Catholicism enters the story here. The Declaration of Indulgence enacted by James II in 1687 had been followed by the Act of Toleration of 1689 allowing Christians of all denominations to openly profess their faith. However, after the pro-Stuart uprisings of 1715 and 1745, a series of Penal Laws were passed to counter the threat of Roman Catholic subversion. In reality these laws stayed on the statute book and were largely ignored and rarely enforced as long as the Protestant majority did not feel threatened.

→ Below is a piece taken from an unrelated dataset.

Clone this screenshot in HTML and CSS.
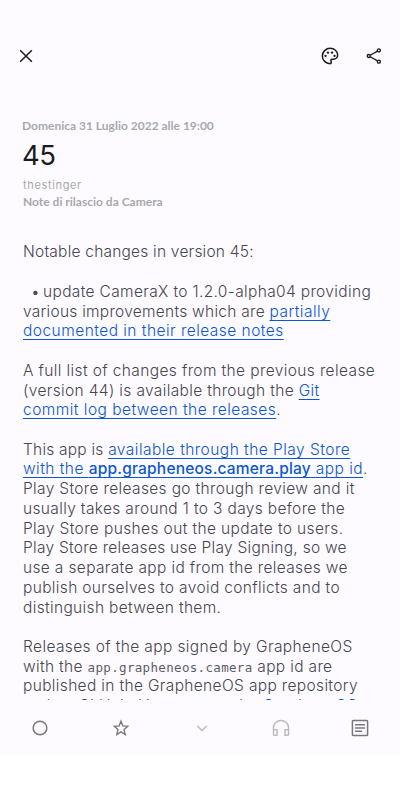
FILE: index.html
```
<!DOCTYPE html>
<html lang="it">
<head>
<meta charset="utf-8">
<title>45</title>
<link rel="stylesheet" href="styles.css">
</head>
<body>
<div class="screen">
  <header class="topbar">
    <svg class="icon close" viewBox="0 0 24 24"><path d="M5 5l14 14M19 5l-14 14"/></svg>
    <svg class="icon palette" viewBox="0 0 24 24"><path d="M12 21.200C7 21.200 2.800 17 2.800 12S7.100 2.800 12.200 2.800c4.900 0 9 3.400 9 8 0 2.900-2.200 5-5 5h-1.800c-.9 0-1.400.7-1.400 1.400 0 .9.6 1.200.6 2.200 0 1-.6 1.800-1.600 1.800z"/><g class="dots"><circle cx="6.600" cy="11.800" r="1.400"/><circle cx="9.500" cy="7.900" r="1.400"/><circle cx="14.500" cy="7.900" r="1.400"/><circle cx="17.400" cy="11.800" r="1.400"/></g></svg>
    <svg class="icon share" viewBox="0 0 24 24"><circle cx="18.500" cy="4.500" r="2"/><circle cx="5" cy="12" r="2"/><circle cx="18.500" cy="19.500" r="2"/><path d="M6.800 11l9.900-5.500M6.800 13l9.900 5.500"/></svg>
  </header>
  <main class="article">
    <div class="date">Domenica 31 Luglio 2022 alle 19:00</div>
    <h1 class="title">45</h1>
    <div class="author">thestinger</div>
    <div class="feed">Note di rilascio da Camera</div>
    <div class="content">
      <p><span class="line tight">Notable changes in version 45:</span></p>
      <p><span class="line item"><span class="bullet">•</span>update CameraX to 1.2.0-alpha04 providing</span>
      <span class="line snug">various improvements which are <a class="widest">partially</a></span>
      <span class="line widest"><a>documented in their release notes</a></span></p>
      <p><span class="line wide">A full list of changes from the previous release</span>
      <span class="line">(version 44) is available through the <a>Git</a></span>
      <span class="line widest"><a>commit log between the releases</a>.</span></p>
      <p><span class="line tight">This app is <a class="widest">available through the Play Store</a></span>
      <span class="line widest"><a>with the <b>app.grapheneos.camera.play</b> app id</a>.</span>
      <span class="line">Play Store releases go through review and it</span>
      <span class="line">usually takes around 1 to 3 days before the</span>
      <span class="line wide">Play Store pushes out the update to users.</span>
      <span class="line snug">Play Store releases use Play Signing, so we</span>
      <span class="line">use a separate app id from the releases we</span>
      <span class="line">publish ourselves to avoid conflicts and to</span>
      <span class="line">distinguish between them.</span></p>
      <p><span class="line wide">Releases of the app signed by GrapheneOS</span>
      <span class="line">with the <code>app.grapheneos.camera</code> app id are</span>
      <span class="line">published in the GrapheneOS app repository</span>
      <span class="line tight">and on GitHub. You can use the <a>GrapheneOS</a></span></p>
    </div>
  </main>
  <nav class="bottombar">
    <svg class="icon" viewBox="0 0 24 24"><circle cx="12" cy="12" r="8.200"/></svg>
    <svg class="icon star" viewBox="0 0 24 24"><path d="M12 3.800l2.200 5.600 6 .5-4.600 4 1.400 5.900-5-3.200-5 3.200 1.400-5.900-4.600-4 6-.5z"/></svg>
    <svg class="icon faded" viewBox="0 0 24 24"><path d="M6.500 9.500L12 15l5.500-5.500"/></svg>
    <svg class="icon faded" viewBox="0 0 24 24"><path d="M3 14v-2.500a9 8.600 0 0 1 18 0V14M3 14h4.200v6.800H4.200A1.200 1.200 0 0 1 3 19.600zM21 14h-4.200v6.800h3a1.200 1.200 0 0 0 1.200-1.200z"/></svg>
    <svg class="icon" viewBox="0 0 24 24"><rect x="2.900" y="2.900" width="18.200" height="18.200" rx="1"/><path d="M6 8h12M6 12h12M6 16h8.500"/></svg>
  </nav>
</div>
</body>
</html>
```
FILE: styles.css
```
body {
  margin: 0;
  background: #fff;
}
.screen {
  display: flex;
  flex-direction: column;
  height: 755px;
  background: #fdfbff;
}
.topbar {
  display: flex;
  align-items: center;
  height: 32px;
  padding: 40px 16px 0 16px;
}
.icon {
  width: 20px;
  height: 20px;
  fill: none;
  stroke: #1b1b1f;
  stroke-width: 1.8;
}
.palette { margin-left: auto; }
.share { width: 18px; margin: 0 1px 0 25px; stroke-width: 1.8; }
.dots { fill: #1b1b1f; stroke: none; }
.article {
  flex: 1;
  min-height: 0;
  overflow: hidden;
  padding: 46px 0 0 22px;
  white-space: nowrap;
}
.date, .feed {
  font: 700 12px/16px Lato, sans-serif;
  color: #a9a8ad;
}
.title {
  margin: 3px 0 0;
  font: 400 27.5px/36px Inter, sans-serif;
  letter-spacing: -.4px;
  color: #1b1b1f;
}
.author {
  margin-top: 4px;
  padding-left: 1px;
  font: 400 11px/16px Inter, sans-serif;
  letter-spacing: .65px;
  color: #a9a8ad;
}
.feed { padding: 1px 0 0 1px; }
.content {
  margin-top: 32.4px;
  padding-left: 1px;
  font: 300 15.5px/19.73px Inter, sans-serif;
  letter-spacing: .35px;
  color: #46464f;
}
p { margin: 0 0 19.73px; }
.line { display: block; }
.tight { letter-spacing: .22px; }
.snug { letter-spacing: .27px; }
.wide { letter-spacing: .385px; }
.widest { letter-spacing: .47px; }
.item { padding-left: 9px; }
.bullet { display: inline-block; width: 11px; text-indent: -1px; }
a {
  color: #0b57d0;
  text-decoration: underline;
  text-decoration-thickness: 1px;
  text-underline-offset: 3px;
  text-decoration-skip-ink: none;
}
b { font-weight: 500; letter-spacing: .2px; }
code {
  font: 400 12.5px "DejaVu Sans Mono", monospace;
  letter-spacing: .33px;
  color: #5c5c65;
}
.bottombar {
  display: flex;
  align-items: center;
  justify-content: space-between;
  height: 55px;
  padding: 0 30px;
}
.bottombar .icon { stroke: #777680; }
.bottombar .icon:nth-child(2), .bottombar .icon:nth-child(4) { translate: 1px 0; }
.bottombar .icon:nth-child(3) { translate: 2px 0; }
.bottombar .star { stroke-width: 1.6; }
.bottombar .faded { stroke: #bbbac0; }
```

Following the Act of Toleration a Roman Catholic Mission to the Midlands was set up by Father Andrew Bromwich before 1700 on Old Oscott Hill. He was one of a family of wealthy landowners in the district, and he bequeathed his home, Oscott House, to pay for a Roman Catholic priest in the area. At the instigation of Bishop Hornyold the house was rebuilt in 1752 as St Mary’s Institute. In 1758 a new chapel was built. Bishop Hornyold was one of the 4 Vicars Apostolic appointed by the Pope for England. He was responsible for a Midlands area that included Oscott and would have travelled through the district, sometimes with a servant, on horseback or in a light carriage. Being polite and prudent, little animosity is recorded against their activities but the anti-Catholic Gordon Riots of 1780 and the Protestant Priestly Riots of 1797 (basically anti anyone who did not follow Puritan thinking, so Catholics, religious dissenters and the scientists and philosophers of the Lunar Society) would have impressed upon Catholics the need to keep their heads down. The first surviving registers of the Confirmations that they carried out start in 1768 but they are not complete. Initially Services and Confirmations  were usually centred on private chapels of Recusant Catholics who had contrived over the years to keep hold of their estates. One of these was James Wells who lived at Short Heath House (on the site of now 136 Short Heath Rd). He was one of the Congregation at Oscott and it is said that the first Mass in Erdington since the Reformation was said at his home.